─── RECORDED DATA

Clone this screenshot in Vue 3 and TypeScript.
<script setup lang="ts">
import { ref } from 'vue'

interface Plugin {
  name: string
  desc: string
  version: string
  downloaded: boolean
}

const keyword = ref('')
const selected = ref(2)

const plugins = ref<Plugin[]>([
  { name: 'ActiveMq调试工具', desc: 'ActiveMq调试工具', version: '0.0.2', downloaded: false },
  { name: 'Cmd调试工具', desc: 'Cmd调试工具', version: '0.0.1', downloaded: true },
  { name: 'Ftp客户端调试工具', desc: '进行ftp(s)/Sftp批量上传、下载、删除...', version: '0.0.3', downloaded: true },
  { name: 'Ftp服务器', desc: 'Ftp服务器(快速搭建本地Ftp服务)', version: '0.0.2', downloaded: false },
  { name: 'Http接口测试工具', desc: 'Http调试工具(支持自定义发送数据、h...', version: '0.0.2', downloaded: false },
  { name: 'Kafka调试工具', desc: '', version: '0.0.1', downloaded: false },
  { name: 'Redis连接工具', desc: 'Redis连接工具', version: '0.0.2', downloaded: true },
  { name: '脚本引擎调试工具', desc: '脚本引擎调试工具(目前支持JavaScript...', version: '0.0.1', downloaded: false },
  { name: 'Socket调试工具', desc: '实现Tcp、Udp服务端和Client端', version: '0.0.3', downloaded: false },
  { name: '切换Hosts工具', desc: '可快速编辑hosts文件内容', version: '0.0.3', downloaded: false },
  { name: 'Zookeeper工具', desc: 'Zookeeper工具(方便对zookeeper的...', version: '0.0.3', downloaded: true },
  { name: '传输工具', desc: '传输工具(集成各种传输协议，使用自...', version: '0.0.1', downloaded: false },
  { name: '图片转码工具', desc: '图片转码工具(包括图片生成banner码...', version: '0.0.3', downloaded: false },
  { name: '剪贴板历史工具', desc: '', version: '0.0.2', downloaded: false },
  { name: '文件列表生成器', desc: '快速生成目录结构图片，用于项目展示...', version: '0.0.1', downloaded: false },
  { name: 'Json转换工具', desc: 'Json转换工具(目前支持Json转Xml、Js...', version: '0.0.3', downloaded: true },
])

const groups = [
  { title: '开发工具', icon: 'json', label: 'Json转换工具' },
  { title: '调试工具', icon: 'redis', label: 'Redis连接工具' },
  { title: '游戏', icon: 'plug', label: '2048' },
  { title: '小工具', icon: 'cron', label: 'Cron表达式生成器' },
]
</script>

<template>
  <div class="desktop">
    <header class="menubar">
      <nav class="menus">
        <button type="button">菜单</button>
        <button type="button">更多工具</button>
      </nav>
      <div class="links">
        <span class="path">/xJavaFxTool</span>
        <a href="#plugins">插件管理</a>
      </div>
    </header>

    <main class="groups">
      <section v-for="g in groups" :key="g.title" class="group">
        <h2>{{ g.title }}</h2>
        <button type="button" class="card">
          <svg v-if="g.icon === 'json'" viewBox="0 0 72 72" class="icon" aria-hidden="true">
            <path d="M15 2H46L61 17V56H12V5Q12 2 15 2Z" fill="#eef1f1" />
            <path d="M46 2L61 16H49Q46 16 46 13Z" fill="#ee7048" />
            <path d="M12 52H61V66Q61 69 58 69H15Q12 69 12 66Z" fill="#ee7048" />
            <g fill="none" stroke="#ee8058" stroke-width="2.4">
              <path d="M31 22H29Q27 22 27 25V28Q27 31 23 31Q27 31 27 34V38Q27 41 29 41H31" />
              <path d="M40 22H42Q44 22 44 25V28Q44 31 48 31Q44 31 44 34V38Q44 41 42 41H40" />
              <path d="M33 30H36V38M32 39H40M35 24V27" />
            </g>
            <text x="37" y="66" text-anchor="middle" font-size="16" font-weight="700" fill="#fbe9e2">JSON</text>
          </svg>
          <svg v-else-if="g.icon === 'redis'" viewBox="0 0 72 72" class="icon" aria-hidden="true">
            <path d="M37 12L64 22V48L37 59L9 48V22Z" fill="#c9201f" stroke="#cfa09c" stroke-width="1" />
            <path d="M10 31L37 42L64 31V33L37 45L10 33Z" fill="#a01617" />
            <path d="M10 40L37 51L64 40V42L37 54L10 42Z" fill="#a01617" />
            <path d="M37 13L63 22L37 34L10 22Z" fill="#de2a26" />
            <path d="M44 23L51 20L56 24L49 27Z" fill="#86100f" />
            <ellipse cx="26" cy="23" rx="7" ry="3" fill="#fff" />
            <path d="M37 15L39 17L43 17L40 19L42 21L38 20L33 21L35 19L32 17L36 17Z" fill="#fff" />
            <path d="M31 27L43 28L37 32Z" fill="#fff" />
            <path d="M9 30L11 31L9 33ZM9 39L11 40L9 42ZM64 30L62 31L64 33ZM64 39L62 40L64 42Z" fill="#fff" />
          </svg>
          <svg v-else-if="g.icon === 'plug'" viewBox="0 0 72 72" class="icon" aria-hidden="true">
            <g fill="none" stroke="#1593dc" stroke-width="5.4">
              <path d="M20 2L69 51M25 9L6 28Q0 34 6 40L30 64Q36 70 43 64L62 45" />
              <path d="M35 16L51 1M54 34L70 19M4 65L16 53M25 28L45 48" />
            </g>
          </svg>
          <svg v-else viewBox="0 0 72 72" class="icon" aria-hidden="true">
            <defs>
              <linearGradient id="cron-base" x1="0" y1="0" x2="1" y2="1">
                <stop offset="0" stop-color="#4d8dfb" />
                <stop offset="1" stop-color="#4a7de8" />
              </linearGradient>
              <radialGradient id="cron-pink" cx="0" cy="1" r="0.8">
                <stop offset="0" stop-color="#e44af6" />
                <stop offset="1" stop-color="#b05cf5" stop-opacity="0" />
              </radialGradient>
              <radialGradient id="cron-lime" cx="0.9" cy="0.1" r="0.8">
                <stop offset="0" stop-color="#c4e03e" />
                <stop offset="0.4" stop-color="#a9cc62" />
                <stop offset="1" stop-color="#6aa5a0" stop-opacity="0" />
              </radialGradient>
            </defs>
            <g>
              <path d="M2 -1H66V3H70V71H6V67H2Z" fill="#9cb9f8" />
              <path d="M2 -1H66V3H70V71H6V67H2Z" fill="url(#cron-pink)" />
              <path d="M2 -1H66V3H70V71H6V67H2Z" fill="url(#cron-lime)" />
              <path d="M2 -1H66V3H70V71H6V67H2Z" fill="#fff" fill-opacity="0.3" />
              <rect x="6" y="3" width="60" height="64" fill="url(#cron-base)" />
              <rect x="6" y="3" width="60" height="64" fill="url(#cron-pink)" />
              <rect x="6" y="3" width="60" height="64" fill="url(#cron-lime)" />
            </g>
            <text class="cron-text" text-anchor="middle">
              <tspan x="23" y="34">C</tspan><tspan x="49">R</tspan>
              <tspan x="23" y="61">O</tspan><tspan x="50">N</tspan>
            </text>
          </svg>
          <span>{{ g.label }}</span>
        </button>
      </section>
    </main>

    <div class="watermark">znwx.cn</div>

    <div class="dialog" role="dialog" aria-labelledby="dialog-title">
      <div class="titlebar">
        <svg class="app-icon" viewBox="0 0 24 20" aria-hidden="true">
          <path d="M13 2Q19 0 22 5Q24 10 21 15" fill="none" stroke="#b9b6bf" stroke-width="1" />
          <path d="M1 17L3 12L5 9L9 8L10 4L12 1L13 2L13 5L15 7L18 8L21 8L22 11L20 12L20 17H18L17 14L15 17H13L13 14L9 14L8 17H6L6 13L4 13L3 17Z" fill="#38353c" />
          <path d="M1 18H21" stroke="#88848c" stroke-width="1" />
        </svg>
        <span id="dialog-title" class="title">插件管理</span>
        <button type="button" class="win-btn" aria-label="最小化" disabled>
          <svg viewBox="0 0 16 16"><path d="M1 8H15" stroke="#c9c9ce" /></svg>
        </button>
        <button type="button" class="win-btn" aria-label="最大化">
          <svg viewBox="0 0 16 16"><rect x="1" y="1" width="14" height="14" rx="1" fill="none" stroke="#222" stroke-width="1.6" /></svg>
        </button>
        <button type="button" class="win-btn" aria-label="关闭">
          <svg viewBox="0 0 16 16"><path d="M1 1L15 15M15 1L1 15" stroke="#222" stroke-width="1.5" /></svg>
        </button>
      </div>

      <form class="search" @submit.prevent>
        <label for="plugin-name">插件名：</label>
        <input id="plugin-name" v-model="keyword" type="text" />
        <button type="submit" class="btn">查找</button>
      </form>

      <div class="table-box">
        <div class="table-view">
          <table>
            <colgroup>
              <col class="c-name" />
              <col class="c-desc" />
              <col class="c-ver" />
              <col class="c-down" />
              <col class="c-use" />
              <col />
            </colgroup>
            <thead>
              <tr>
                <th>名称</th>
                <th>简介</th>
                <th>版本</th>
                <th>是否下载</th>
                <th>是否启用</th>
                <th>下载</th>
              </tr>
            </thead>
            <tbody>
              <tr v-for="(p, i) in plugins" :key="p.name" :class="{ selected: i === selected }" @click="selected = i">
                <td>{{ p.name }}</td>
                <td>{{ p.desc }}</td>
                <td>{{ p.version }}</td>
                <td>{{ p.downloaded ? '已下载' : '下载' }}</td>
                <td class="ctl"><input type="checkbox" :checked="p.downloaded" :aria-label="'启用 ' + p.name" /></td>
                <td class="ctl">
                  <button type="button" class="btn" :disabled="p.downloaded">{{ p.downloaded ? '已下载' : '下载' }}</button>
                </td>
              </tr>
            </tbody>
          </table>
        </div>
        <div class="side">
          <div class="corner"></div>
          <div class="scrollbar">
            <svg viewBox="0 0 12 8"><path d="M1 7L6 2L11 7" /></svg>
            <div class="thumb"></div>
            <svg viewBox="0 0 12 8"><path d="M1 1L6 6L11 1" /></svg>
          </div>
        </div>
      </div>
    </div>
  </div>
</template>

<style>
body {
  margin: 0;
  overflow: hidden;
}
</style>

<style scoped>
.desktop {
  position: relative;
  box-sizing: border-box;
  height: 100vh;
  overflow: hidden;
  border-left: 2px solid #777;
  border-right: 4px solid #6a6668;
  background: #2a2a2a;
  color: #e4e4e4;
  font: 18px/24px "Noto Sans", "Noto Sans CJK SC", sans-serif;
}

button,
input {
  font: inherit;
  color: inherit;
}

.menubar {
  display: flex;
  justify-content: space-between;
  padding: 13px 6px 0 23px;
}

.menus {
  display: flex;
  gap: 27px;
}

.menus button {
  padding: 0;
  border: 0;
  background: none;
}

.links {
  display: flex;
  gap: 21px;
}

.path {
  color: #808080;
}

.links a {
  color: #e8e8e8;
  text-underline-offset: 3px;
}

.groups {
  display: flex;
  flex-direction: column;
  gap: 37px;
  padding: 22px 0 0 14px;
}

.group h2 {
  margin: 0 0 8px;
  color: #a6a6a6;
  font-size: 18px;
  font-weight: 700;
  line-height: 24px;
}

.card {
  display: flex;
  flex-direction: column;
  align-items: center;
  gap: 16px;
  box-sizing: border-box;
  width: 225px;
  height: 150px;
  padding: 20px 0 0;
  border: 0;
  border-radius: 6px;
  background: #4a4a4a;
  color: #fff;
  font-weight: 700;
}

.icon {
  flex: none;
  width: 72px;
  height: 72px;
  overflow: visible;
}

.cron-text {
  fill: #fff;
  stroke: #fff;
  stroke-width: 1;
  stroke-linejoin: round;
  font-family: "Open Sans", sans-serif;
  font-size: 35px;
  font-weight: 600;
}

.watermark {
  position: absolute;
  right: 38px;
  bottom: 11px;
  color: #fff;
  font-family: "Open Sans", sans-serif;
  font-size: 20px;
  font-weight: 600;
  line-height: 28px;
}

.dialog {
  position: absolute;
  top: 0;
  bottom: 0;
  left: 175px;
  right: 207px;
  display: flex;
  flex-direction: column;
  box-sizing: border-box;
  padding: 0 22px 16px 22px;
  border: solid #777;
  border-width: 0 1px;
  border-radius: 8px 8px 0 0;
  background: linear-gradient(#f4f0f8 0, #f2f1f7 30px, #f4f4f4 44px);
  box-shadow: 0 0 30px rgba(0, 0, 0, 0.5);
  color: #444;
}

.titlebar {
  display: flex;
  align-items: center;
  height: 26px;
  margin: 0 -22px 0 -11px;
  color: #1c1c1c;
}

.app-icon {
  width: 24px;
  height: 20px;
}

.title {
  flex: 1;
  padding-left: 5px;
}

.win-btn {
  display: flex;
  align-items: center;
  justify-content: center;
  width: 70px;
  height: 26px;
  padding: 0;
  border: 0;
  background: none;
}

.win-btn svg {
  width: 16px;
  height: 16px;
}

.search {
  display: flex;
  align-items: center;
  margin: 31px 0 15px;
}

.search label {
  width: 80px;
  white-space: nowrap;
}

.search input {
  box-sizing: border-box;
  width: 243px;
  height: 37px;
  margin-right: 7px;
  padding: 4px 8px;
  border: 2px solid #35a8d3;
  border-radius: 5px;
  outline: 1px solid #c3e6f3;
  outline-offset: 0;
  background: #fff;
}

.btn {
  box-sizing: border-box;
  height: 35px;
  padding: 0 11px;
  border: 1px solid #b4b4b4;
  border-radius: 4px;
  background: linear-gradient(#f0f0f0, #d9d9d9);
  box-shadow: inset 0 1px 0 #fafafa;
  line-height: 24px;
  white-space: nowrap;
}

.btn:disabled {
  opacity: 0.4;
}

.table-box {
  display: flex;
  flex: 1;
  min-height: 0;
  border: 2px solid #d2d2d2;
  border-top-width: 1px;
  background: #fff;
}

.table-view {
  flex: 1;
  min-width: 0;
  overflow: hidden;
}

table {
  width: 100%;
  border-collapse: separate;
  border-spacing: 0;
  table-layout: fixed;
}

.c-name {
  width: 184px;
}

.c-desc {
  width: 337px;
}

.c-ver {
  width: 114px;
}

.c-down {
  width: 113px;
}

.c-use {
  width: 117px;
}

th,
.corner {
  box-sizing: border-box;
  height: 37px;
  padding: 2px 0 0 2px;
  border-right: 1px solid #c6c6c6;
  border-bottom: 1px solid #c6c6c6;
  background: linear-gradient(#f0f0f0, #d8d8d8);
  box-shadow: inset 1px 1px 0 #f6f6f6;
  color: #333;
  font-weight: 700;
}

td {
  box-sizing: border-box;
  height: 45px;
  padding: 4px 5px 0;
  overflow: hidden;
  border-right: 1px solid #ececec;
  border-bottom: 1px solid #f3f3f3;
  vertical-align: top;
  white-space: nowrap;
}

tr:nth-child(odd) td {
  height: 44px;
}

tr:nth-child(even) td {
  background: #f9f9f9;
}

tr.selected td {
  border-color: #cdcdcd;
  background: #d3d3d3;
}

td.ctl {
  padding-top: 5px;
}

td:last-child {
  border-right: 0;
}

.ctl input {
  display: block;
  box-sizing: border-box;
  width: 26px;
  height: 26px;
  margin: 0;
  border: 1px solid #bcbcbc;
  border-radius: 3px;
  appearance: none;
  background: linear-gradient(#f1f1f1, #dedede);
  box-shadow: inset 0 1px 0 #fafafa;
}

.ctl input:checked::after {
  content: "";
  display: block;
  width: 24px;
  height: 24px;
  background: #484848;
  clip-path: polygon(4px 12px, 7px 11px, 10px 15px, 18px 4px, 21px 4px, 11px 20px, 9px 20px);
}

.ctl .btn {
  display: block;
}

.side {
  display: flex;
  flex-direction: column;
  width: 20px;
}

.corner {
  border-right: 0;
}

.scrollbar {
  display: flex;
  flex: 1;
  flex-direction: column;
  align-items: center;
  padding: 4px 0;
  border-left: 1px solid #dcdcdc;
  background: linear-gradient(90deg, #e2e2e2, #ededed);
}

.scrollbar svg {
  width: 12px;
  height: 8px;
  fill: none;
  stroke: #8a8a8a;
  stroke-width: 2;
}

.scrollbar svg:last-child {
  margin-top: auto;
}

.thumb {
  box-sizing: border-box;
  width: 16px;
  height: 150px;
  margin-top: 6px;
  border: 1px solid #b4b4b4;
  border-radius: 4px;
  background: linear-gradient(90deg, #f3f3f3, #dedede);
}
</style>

──────

The required output is the exact run of lines from the beginning of the listing above to the line that contains "const selected = ref(2)", inclusive of both.

## [SOLVED PROBLEM]
Clone this screenshot in Vue 3 and TypeScript.
<script setup lang="ts">
import { ref } from 'vue'

interface Plugin {
  name: string
  desc: string
  version: string
  downloaded: boolean
}

const keyword = ref('')
const selected = ref(2)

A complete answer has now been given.